La Station de la Colline, comme elle s’inscrit dans une topographie plus escarpée, nécessite une plus grande réflexion en matière de lisibilité. Les concepteurs portent, entre autres, une grande réflexion sur l’aménagement des parcours de façon à conserver une densité perçue invitante pour la population de Reyjkavik. Ainsi, les hauteurs des bâtiments le long des parcours se maintiennent autour de 4 à 6 étages et s'adaptent à la topographie. On voit apparaître des bâtiments de plus ou moins 16 m le long du Borgarlina line (largeur 25m) ce qui favorise la lisibilité en offrant le rapport idéal défini par Bentley de 1.5:1. On s’intéresse aussi au rapport entre la largeur des terrasses et la rue, ce qui permet la lisibilité des espaces publics et des lieux de déplacement. La station de la colline se concentre principalement sur l’aménagement de place extérieur et la connexion avec la nature et propose de nombreuses grandes places extérieures en bordure des routes. Les grandes places, allant de 4 à 7m de largeur, ne sont jamais combinées avec des rues d’automobiles larges. De cette façon, un rapport de hauteur intéressant, tel que défini par Bentley, avec les bâtiments adjacents de plus petit gabarit (12m) est conservé dans l’ensemble du district.

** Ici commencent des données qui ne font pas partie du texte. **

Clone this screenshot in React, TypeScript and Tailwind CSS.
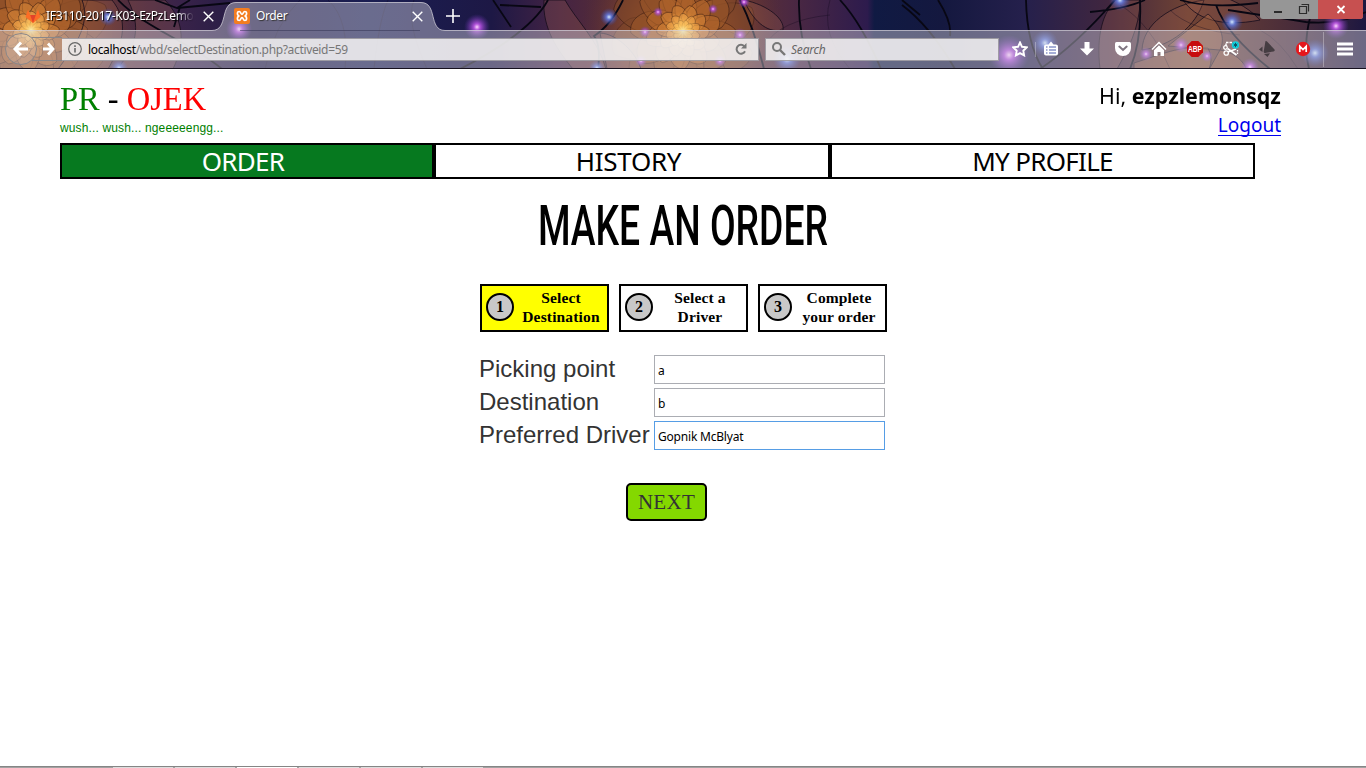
import type { ReactNode } from "react";

const fans = [
  { x: 31, y: 30, r: 84 },
  { x: 683, y: 31, r: 78 },
];

const glows = [
  { x: 239, y: 29, r: 13, c: "violet" },
  { x: 477, y: 27, r: 13, c: "violet" },
  { x: 609, y: 17, r: 9, c: "blue" },
  { x: 108, y: 17, r: 9, c: "blue" },
  { x: 119, y: 68, r: 9, c: "blue" },
  { x: 597, y: 68, r: 8, c: "blue" },
  { x: 787, y: 59, r: 14, c: "blue" },
  { x: 744, y: 2, r: 6, c: "violet" },
  { x: 740, y: 35, r: 7, c: "violet" },
  { x: 658, y: 12, r: 5, c: "violet" },
  { x: 713, y: 9, r: 5, c: "violet" },
  { x: 645, y: 32, r: 6, c: "violet" },
  { x: 720, y: 61, r: 6, c: "violet" },
  { x: 641, y: 61, r: 6, c: "violet" },
  { x: 1009, y: 55, r: 20, c: "violet" },
  { x: 1045, y: 43, r: 13, c: "blue" },
  { x: 1120, y: 0, r: 11, c: "blue" },
  { x: 1232, y: 22, r: 11, c: "blue" },
  { x: 1336, y: 26, r: 13, c: "violet" },
  { x: 1315, y: 53, r: 14, c: "blue" },
  { x: 1181, y: 45, r: 8, c: "violet" },
  { x: 1146, y: 54, r: 7, c: "violet" },
  { x: 1207, y: 56, r: 6, c: "violet" },
  { x: 1250, y: 67, r: 9, c: "violet" },
];

const rings = [
  { s: 1, fill: "#7d4629" },
  { s: 0.72, fill: "#9a5628" },
  { s: 0.52, fill: "#b4682b" },
  { s: 0.36, fill: "#cf8036" },
  { s: 0.24, fill: "#e69c49" },
  { s: 0.15, fill: "#f7bd66" },
];

function Fan({ x, y, r }: { x: number; y: number; r: number }) {
  return (
    <g transform={`translate(${x} ${y})`}>
      <circle r={r * 1.3} fill="url(#ember)" />
      {rings.map((ring, i) => (
        <g key={ring.s} transform={`rotate(${i * 17}) scale(${(ring.s * r) / 100})`}>
          {[0, 36, 72, 108, 144, 180, 216, 252, 288, 324].map((a) => (
            <path
              key={a}
              transform={`rotate(${a})`}
              d="M0 0C25-34 62-44 88-30C96-14 88 4 68 16C44 22 16 16 0 0Z"
              fill={ring.fill}
              fillOpacity=".62"
              stroke="#2a120e"
              strokeOpacity=".6"
              strokeWidth={0.9 / ring.s}
            />
          ))}
        </g>
      ))}
      <circle r="20" fill="url(#core)" />
    </g>
  );
}

function ThemeArt() {
  return (
    <svg className="absolute inset-0 h-full w-full" viewBox="0 0 1366 69" preserveAspectRatio="none" aria-hidden="true">
      <defs>
        <linearGradient id="sky">
          <stop offset="0" stopColor="#6b3a25" />
          <stop offset=".07" stopColor="#59313a" />
          <stop offset=".13" stopColor="#3a2349" />
          <stop offset=".19" stopColor="#1f1a45" />
          <stop offset=".27" stopColor="#1a1e52" />
          <stop offset=".36" stopColor="#1d1845" />
          <stop offset=".41" stopColor="#442343" />
          <stop offset=".5" stopColor="#713b25" />
          <stop offset=".58" stopColor="#4b2842" />
          <stop offset=".635" stopColor="#2d1b4d" />
          <stop offset=".64" stopColor="#101a43" />
          <stop offset=".69" stopColor="#14183f" />
          <stop offset=".75" stopColor="#25204c" />
          <stop offset=".81" stopColor="#40263f" />
          <stop offset=".87" stopColor="#704334" />
          <stop offset=".95" stopColor="#472b3a" />
          <stop offset="1" stopColor="#1d1740" />
        </linearGradient>
        <radialGradient id="ember">
          <stop stopColor="#c9742f" />
          <stop offset=".5" stopColor="#96502b" stopOpacity=".75" />
          <stop offset="1" stopColor="#552d32" stopOpacity="0" />
        </radialGradient>
        <radialGradient id="core">
          <stop stopColor="#fff3ae" />
          <stop offset=".3" stopColor="#ffc65d" stopOpacity=".75" />
          <stop offset="1" stopColor="#ef983b" stopOpacity="0" />
        </radialGradient>
        <radialGradient id="violet">
          <stop stopColor="#ffd7ff" />
          <stop offset=".25" stopColor="#c659f0" stopOpacity=".85" />
          <stop offset="1" stopColor="#6632b4" stopOpacity="0" />
        </radialGradient>
        <radialGradient id="blue">
          <stop stopColor="#d4eaff" />
          <stop offset=".3" stopColor="#6481ed" stopOpacity=".8" />
          <stop offset="1" stopColor="#3448ae" stopOpacity="0" />
        </radialGradient>
      </defs>
      <rect width="1366" height="69" fill="url(#sky)" />
      {fans.map((f) => (
        <Fan key={f.x} {...f} />
      ))}
      <g fill="#9b5e50" fillOpacity=".28" stroke="#170d1c" strokeOpacity=".8">
        <path d="M82 0C92 25 72 50 58 69H108C125 40 128 20 112 0Z" />
        <path d="M128 0C145 35 130 50 118 69H173C187 40 182 18 165 0Z" />
        <path d="M544 0C542 28 558 51 573 69H606C598 40 576 20 565 0Z" />
        <path d="M600 33C618 34 636 53 641 69H607Z" />
        <path d="M744 0C768 5 785 19 783 30C766 34 752 19 744 0Z" />
        <path d="M1100 69C1096 35 1103 12 1116 0H1140C1140 28 1127 51 1117 69Z" />
        <path d="M1142 50C1143 24 1170 5 1204 0C1196 27 1171 46 1142 50Z" />
        <path d="M1183 0C1195 18 1220 28 1260 20C1245 4 1230 0 1220-5Z" />
      </g>
      <g fill="#c4764a" fillOpacity=".3" stroke="#170d1c" strokeOpacity=".7">
        <path d="M1134 63C1160 55 1180 45 1208 48C1214 60 1210 69 1205 75H1134Z" />
        <path d="M1168 46C1180 36 1196 24 1208 14C1220 24 1226 38 1220 50Z" />
        <path d="M1220 50C1232 52 1246 60 1248 75H1206Z" />
      </g>
      <g fill="none" stroke="#080713" strokeWidth="1.8">
        <path d="M118 0C145 28 190 42 222 69M155 0L177 8L190 0M177 8L230 3M180 7L174 27" />
        <path d="M548 0Q530 33 460 69M493 0L511 27M500 5L541 7M623 0Q611 25 594 36Q601 44 598 69" />
        <path d="M740 0Q754 28 764 69M799 0Q798 33 811 69M840 0Q862 24 881 69M902 0L920 15" />
        <path d="M902 5Q930 26 955 69M938 0Q952 22 950 36M1026 0Q1027 45 1043 69" />
        <path d="M1115 0Q1077 44 1040 69M1090 12Q1125 9 1145 0M1180 0Q1210 9 1258 3M1216 5Q1226 34 1270 69M1310 18Q1303 45 1309 69M1228 10L1306 22M1306 22Q1340 25 1366 12M1140 0Q1142 40 1130 69" />
      </g>
      <g fill="none" stroke="#10091e" strokeOpacity=".5" strokeWidth=".7">
        <path d="M265 69Q274 25 300 0M345 69Q350 20 328 0M374 69Q379 20 388 0M427 69Q405 20 414 0M830 0Q820 34 850 69M765 45Q780 20 830 15M1120 5Q1150 23 1170 69M1260 30Q1280 40 1298 69M1170 10Q1190 30 1240 35" />
      </g>
      {glows.map((g) => (
        <circle key={`${g.x}-${g.y}`} cx={g.x} cy={g.y} r={g.r} fill={`url(#${g.c})`} />
      ))}
      <path
        d="M0 30.5H212C229 30.5 219 2.5 236 2.5H421C438 2.5 428 30.5 445 30.5H1366V69H0Z"
        fill="#d6d3df"
        fillOpacity=".43"
      />
      <path
        d="M0 30.5H212C229 30.5 219 2.5 236 2.5H421C438 2.5 428 30.5 445 30.5H1366"
        fill="none"
        stroke="#d5d3dc"
        strokeOpacity=".75"
      />
      <path d="M240 30.5H420" stroke="#303050" strokeOpacity=".5" />
      <path d="M1035.500 42V57M1323.500 32V67" stroke="#fff" strokeOpacity=".3" />
      <rect y="68" width="1366" height="1" fill="#16111f" />
    </svg>
  );
}

function Cross() {
  return (
    <svg className="h-[11px] w-[11px] shrink-0" viewBox="0 0 11 11" stroke="#fff" strokeWidth="1.4">
      <path d="M.7.7l9.6 9.6M10.3.7L.7 10.3" />
    </svg>
  );
}

function TabStrip() {
  return (
    <div className="flex h-[30px] w-full items-start text-[12px] text-white">
      <div className="flex h-[30px] w-[225px] items-center pt-[2px]">
        <svg className="ml-[25px] h-4 w-4 shrink-0" viewBox="0 0 16 16">
          <path d="M8 15L.5 9 3 1.5 5.2 7h5.6L13 1.5 15.5 9z" fill="#fc6d26" />
          <path d="M8 15L5.2 7h5.6z" fill="#e24329" />
        </svg>
        <span className="ml-[5px] w-[148px] whitespace-nowrap tracking-[-0.3px] [mask-image:linear-gradient(to_right,black_88%,transparent)] [text-shadow:1px_1px_1px_#000]">
          IF3110-2017-K03-EzPzLemon
        </span>
        <span className="ml-[9px]"><Cross /></span>
      </div>
      <div className="flex h-[30px] w-[198px] items-center pt-[2px]">
        <svg className="ml-[9px] h-4 w-4 shrink-0" viewBox="0 0 16 16">
          <rect width="16" height="16" rx="2" fill="#f37d20" />
          <path
            d="M5.200 3.500C3 3.500 2.700 6.500 4.700 8 2.700 9.500 3 12.500 5.200 12.500 7 12.500 6.500 9.700 8 9.700s1 2.800 2.800 2.800c2.200 0 2.500-3 .5-4.500 2-1.500 1.700-4.500-.5-4.500C9 3.500 9.500 6.300 8 6.300S7 3.500 5.200 3.500z"
            fill="none"
            stroke="#fff"
            strokeWidth="1.700"
          />
        </svg>
        <span className="ml-[6px] tracking-[-0.4px] [text-shadow:1px_1px_1px_#333]">Order</span>
        <span className="ml-auto"><Cross /></span>
      </div>
      <svg className="mt-[9px] ml-[23px] h-[14px] w-[14px]" viewBox="0 0 14 14" stroke="#fff" strokeWidth="1.6">
        <path d="M7 0v14M0 7h14" />
      </svg>
      <div className="mr-[3px] ml-auto flex h-[19px] w-[103px] overflow-hidden rounded-b-[3px] bg-[#969696]">
        <svg className="h-[19px] w-[58px]" viewBox="0 0 58 19" fill="none" stroke="#2b2b2b">
          <path d="M14 12h8" strokeWidth="2" />
          <path d="M39.500 6.500h7v7h-7zM41.500 4.500h7v7" strokeWidth="1.200" />
        </svg>
        <svg className="h-[19px] w-[45px] bg-[#c75050]" viewBox="0 0 45 19" stroke="#fff" strokeWidth="1.800">
          <path d="M19.500 6l7 7M26.500 6l-7 7" />
        </svg>
      </div>
    </div>
  );
}

function Tool({ children }: { children: ReactNode }) {
  return (
    <svg className="h-4 w-4 shrink-0" viewBox="0 0 16 16" fill="none">
      {children}
    </svg>
  );
}

function Toolbar() {
  return (
    <div className="flex h-[38px] items-center">
      <svg className="h-[38px] w-[62px] shrink-0" viewBox="0 0 62 38" fill="none">
        <circle cx="21" cy="19" r="15.500" fill="#fff" fillOpacity=".12" stroke="#8a8789" />
        <path d="M32 7.500H62M32 30.500H62" stroke="#8a8789" />
        <path d="M21 12.500L15 19l6 6.500M15.500 19H28" stroke="#fff" strokeWidth="3" />
        <path d="M48 13.500l5 5.500-5 5.500M52.500 19H43" stroke="#fff" strokeWidth="2.800" />
      </svg>
      <div className="flex h-[23px] w-[697px] shrink-0 items-center border border-l-0 border-[#706c77]/60 bg-[#f6f4f4]/85 text-[12px]">
        <svg className="ml-[6px] h-[14px] w-[14px]" viewBox="0 0 14 14" fill="none" stroke="#686868">
          <circle cx="7" cy="7" r="6.300" strokeWidth="1.200" />
          <path d="M7 6v4.500M7 3.300v1.600" strokeWidth="1.600" />
        </svg>
        <span className="ml-[6px] pt-px tracking-[-0.34px] text-[#777]">
          <span className="text-black">localhost</span>/wbd/selectDestination.php?activeid=59
        </span>
        <svg className="mr-[11px] ml-auto h-3 w-3" viewBox="0 0 12 12" fill="none" stroke="#777" strokeWidth="2">
          <path d="M9.200 3.200A4.400 4.400 0 1 0 10 8.200" />
          <path d="M11.500 0v5.500H6z" fill="#777" stroke="none" />
        </svg>
      </div>
      <div className="ml-[6px] flex h-[23px] w-[234px] shrink-0 items-center border border-[#706c77]/60 bg-[#f6f4f4]/85">
        <svg className="ml-[6px] h-[14px] w-[14px]" viewBox="0 0 14 14" fill="none" stroke="#777">
          <circle cx="5" cy="5" r="4" strokeWidth="2" />
          <path d="M8 8l5 5" strokeWidth="2.400" />
        </svg>
        <span className="ml-[5px] pt-px text-[12px] tracking-[-0.2px] text-[#666] italic">Search</span>
      </div>
      <div className="ml-[13px] flex shrink-0 items-center gap-5">
        <Tool>
          <path d="M8 1.500l2 4.300 4.700.6-3.400 3.300.8 4.700L8 12.100l-4.100 2.300.8-4.700L1.300 6.400 6 5.800z" stroke="#fff" strokeWidth="1.900" />
        </Tool>
        <div className="-ml-[5px]">
          <Tool>
            <path d="M3 3.500h2.500L8 .500l2.500 3H13A2 2 0 0 1 15 5.500V12.500A2 2 0 0 1 13 14.500H3A2 2 0 0 1 1 12.500V5.500A2 2 0 0 1 3 3.500z" fill="#fff" />
            <path d="M3 6h1.500M6 6h7M3 9h1.500M6 9h7M3 12h1.500M6 12h7" stroke="#8995c9" strokeWidth="1.300" />
          </Tool>
        </div>
        <Tool>
          <path d="M5.500 1h5v6.500H15l-7 7-7-7h4.500z" fill="#fff" />
        </Tool>
        <Tool>
          <path d="M1.500 1h13Q16 1 16 2.500V7a8 8 0 0 1-16 0V2.500Q0 1 1.500 1z" fill="#fff" />
          <path d="M4.300 5.600L8 9l3.700-3.400" stroke="#807681" strokeWidth="2" strokeLinecap="round" />
        </Tool>
        <Tool>
          <path d="M1 8.500l7-7 7 7" stroke="#fff" strokeWidth="1.500" />
          <path d="M3 9.200l5-5 5 5V15H9.500v-4h-3v4H3z" fill="#fff" />
        </Tool>
        <Tool>
          <path d="M4.700 0h6.600L16 4.700v6.600L11.300 16H4.700L0 11.300V4.700z" fill="#c70d0d" />
          <text x="8" y="11" textAnchor="middle" textLength="14" lengthAdjust="spacingAndGlyphs" className="fill-white font-['Liberation_Sans',sans-serif] text-[8.500px] font-bold">ABP</text>
        </Tool>
        <Tool>
          <path d="M3 5V1.500h7" stroke="#fff" strokeWidth="1.500" strokeDasharray="2.500 1" />
          <path d="M4.500 7.500l9 6.500M5 11l8-3" stroke="#fff" strokeWidth="1.800" />
          <path d="M14.500 9v5" stroke="#fff" strokeWidth="1.300" strokeDasharray="1.500 1" />
          <circle cx="2.500" cy="6.500" r="1.800" stroke="#fff" strokeWidth="1.300" />
          <circle cx="3.200" cy="12" r="2.200" stroke="#fff" strokeWidth="1.300" />
          <circle cx="12.500" cy="4" r="3.700" fill="#13d3de" />
          <path d="M12.500 1.800v4.400M10.600 2.900l3.800 2.200M14.400 2.900l-3.800 2.200" stroke="#0a5265" strokeWidth="1" />
        </Tool>
        <Tool>
          <path d="M6.500 0Q8 0 8.500 1L15.500 8.500Q16.300 10 14.500 10.500L6 12Q4.500 12 4.700 10.500zM0 8.500l3.500-3v5.500zM5 13l6-.8-2.500 3.800z" fill="#453d42" />
        </Tool>
        <Tool>
          <circle cx="8" cy="8" r="7.200" fill="#e5171c" />
          <path d="M4.800 11V5.300L8 8.500l3.200-3.200V11" stroke="#fff" strokeWidth="1.700" />
        </Tool>
        <div className="ml-[6px]">
          <Tool>
            <path d="M0 3h16M0 8h16M0 13h16" stroke="#fff" strokeWidth="3" strokeLinejoin="round" />
          </Tool>
        </div>
      </div>
    </div>
  );
}

const steps = [
  { n: 1, lines: ["Select", "Destination"], box: "bg-[#ffff00]" },
  { n: 2, lines: ["Select a", "Driver"], box: "bg-white" },
  { n: 3, lines: ["Complete", "your order"], box: "bg-white" },
];

const fields = [
  { label: "Picking point", value: "a", border: "border-[#abadb3]" },
  { label: "Destination", value: "b", border: "border-[#abadb3]" },
  { label: "Preferred Driver", value: "Gopnik McBlyat", border: "border-[#569de5]" },
];

export default function App() {
  return (
    <div className="flex h-[768px] w-[1366px] flex-col overflow-hidden bg-white font-['Noto_Sans',sans-serif] text-black">
      <header className="relative h-[69px] shrink-0 overflow-hidden">
        <ThemeArt />
        <div className="relative">
          <TabStrip />
          <Toolbar />
        </div>
      </header>

      <main className="flex grow flex-col">
        <div className="flex h-[74px] justify-between pr-[85px] pl-[60px]">
          <div className="pt-[9px]">
            <div className="h-[42px] origin-left scale-x-[.955] font-['Liberation_Serif',serif] text-[34px] leading-[41px] whitespace-nowrap">
              <span className="text-[#008000]">PR</span> - <span className="text-[#ff0000]">OJEK</span>
            </div>
            <div className="font-['Liberation_Sans',sans-serif] text-[12px] leading-[16px] tracking-[.14px] text-[#008000]">
              wush... wush... ngeeeeengg...
            </div>
          </div>
          <div className="flex flex-col items-end pt-[11px]">
            <div className="origin-right scale-x-[.973] text-[22px] leading-[30px]">
              Hi, <b>ezpzlemonsqz</b>
            </div>
            <div className="mt-[6px] h-[20px] border-b border-[#0000ee] text-[19px] leading-[19px] text-[#0000ee]">
              Logout
            </div>
          </div>
        </div>

        <nav className="ml-[60px] flex h-9 w-[1195px] text-center text-[26px] leading-[33px]">
          <div className="w-[374px] border-2 border-black bg-[#06791f] pr-[8px] tracking-[-0.7px] text-white">ORDER</div>
          <div className="w-[396px] border-2 border-black pr-[7px] tracking-[-0.3px]">HISTORY</div>
          <div className="w-[425px] border-2 border-black tracking-[-0.7px]">MY PROFILE</div>
        </nav>

        <h1 className="mt-[12px] flex h-[70px] justify-center font-['Roboto',sans-serif] text-[55px] leading-[70px] font-medium whitespace-nowrap">
          <span className="scale-x-[.678]">MAKE AN ORDER</span>
        </h1>

        <section className="mt-[23px] ml-[480px] flex gap-[10px]">
          {steps.map((s) => (
            <div key={s.n} className={`flex h-12 w-[129px] border-2 border-black font-['Liberation_Serif',serif] text-[16px] font-bold ${s.box}`}>
              <div className="mt-[7px] ml-1 flex h-7 w-7 shrink-0 items-center justify-center rounded-full border-2 border-black bg-[#c8c8c8]">
                {s.n}
              </div>
              <div className="mt-[2px] mr-[5px] ml-[6px] grow text-center text-[15.500px] leading-[19px] tracking-[.15px] whitespace-nowrap">
                {s.lines[0]}
                <br />
                {s.lines[1]}
              </div>
            </div>
          ))}
        </section>

        <section className="mt-[23px] ml-[479px] flex flex-col gap-1">
          {fields.map((f) => (
            <label key={f.label} className="flex h-[29px]">
              <span className="w-[175px] shrink-0 font-['Liberation_Sans',sans-serif] text-[24px] leading-[28px] whitespace-nowrap text-[#333]">
                {f.label}
              </span>
              <input readOnly defaultValue={f.value} className={`h-[29px] w-[231px] border bg-white px-[3px] pt-[2px] text-[12px] tracking-[-0.2px] outline-none ${f.border}`} />
            </label>
          ))}
        </section>

        <button className="mt-[33px] ml-[626px] h-[38px] w-[81px] rounded-[5px] border-2 border-black bg-[#84d800] font-['Liberation_Serif',serif] text-[21px] leading-[32px] tracking-[.3px] text-[#333]">
          NEXT
        </button>

        <footer className="mt-auto flex h-[2px] gap-[2px] border-t border-[#858585] bg-[#a2a2a2] pl-[113px]">
          <i className="h-px w-[60px] bg-[#ddd]" />
          <i className="h-px w-[60px] bg-[#ddd]" />
          <i className="h-px w-[60px] bg-white" />
          <i className="h-px w-[60px] bg-[#ddd]" />
          <i className="h-px w-[60px] bg-[#ddd]" />
          <i className="h-px w-[60px] bg-[#ddd]" />
        </footer>
      </main>
    </div>
  );
}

La station de la rivière se lie de façon similaire aux deux autres districts en offrant des rapports hauteur/largeur optimaux le long des parcours, en plus de proposer un nœud commercial près de la station de transports. Cette station qui se définit par sa proximité à la rivière a l’avantage d'offrir une limite claire au nord-est, ce qui améliore la lisibilité selon Bentley (1985). On utilise aussi cette proximité avec la limite de l’eau pour créer des aménagements qui pourront servir de symbole dans le district, notamment des installations d’observation de la rivière qui servent aussi de bains de sources, ou le centre des visiteurs scientifiques qui, par son architecture, rappelle l’Éco-pool du district du canal.